* SUPPLIED MATERIAL *
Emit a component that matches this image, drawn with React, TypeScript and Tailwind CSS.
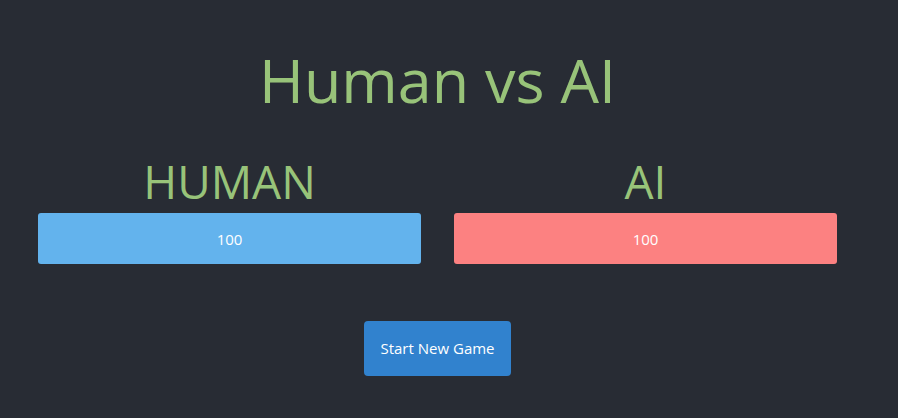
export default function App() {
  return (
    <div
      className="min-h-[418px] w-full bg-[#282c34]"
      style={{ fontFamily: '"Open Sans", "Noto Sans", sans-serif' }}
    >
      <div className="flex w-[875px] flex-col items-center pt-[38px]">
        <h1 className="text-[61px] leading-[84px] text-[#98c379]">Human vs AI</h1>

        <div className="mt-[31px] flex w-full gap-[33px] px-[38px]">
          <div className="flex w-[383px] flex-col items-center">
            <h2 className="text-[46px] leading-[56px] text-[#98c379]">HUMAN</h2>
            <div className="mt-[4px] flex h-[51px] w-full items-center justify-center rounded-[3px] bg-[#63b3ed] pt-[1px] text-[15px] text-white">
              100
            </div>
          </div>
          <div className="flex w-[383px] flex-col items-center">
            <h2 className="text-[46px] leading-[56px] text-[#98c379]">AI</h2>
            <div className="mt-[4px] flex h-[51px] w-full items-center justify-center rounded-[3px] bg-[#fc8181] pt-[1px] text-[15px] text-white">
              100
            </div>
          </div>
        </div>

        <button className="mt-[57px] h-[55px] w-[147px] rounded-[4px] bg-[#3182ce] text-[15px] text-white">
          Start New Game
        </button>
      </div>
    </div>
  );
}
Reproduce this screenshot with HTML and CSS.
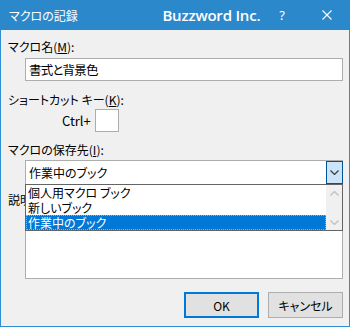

* WHAT IS BEING ASKED *
Without the pictures, print the whole listing exactly as given.

* ANSWER TO THE EXERCISE *
Emit a component that matches this image, drawn with React, TypeScript and Tailwind CSS.
export default function App() {
  return (
    <div
      className="min-h-[418px] w-full bg-[#282c34]"
      style={{ fontFamily: '"Open Sans", "Noto Sans", sans-serif' }}
    >
      <div className="flex w-[875px] flex-col items-center pt-[38px]">
        <h1 className="text-[61px] leading-[84px] text-[#98c379]">Human vs AI</h1>

        <div className="mt-[31px] flex w-full gap-[33px] px-[38px]">
          <div className="flex w-[383px] flex-col items-center">
            <h2 className="text-[46px] leading-[56px] text-[#98c379]">HUMAN</h2>
            <div className="mt-[4px] flex h-[51px] w-full items-center justify-center rounded-[3px] bg-[#63b3ed] pt-[1px] text-[15px] text-white">
              100
            </div>
          </div>
          <div className="flex w-[383px] flex-col items-center">
            <h2 className="text-[46px] leading-[56px] text-[#98c379]">AI</h2>
            <div className="mt-[4px] flex h-[51px] w-full items-center justify-center rounded-[3px] bg-[#fc8181] pt-[1px] text-[15px] text-white">
              100
            </div>
          </div>
        </div>

        <button className="mt-[57px] h-[55px] w-[147px] rounded-[4px] bg-[#3182ce] text-[15px] text-white">
          Start New Game
        </button>
      </div>
    </div>
  );
}
Reproduce this screenshot with HTML and CSS.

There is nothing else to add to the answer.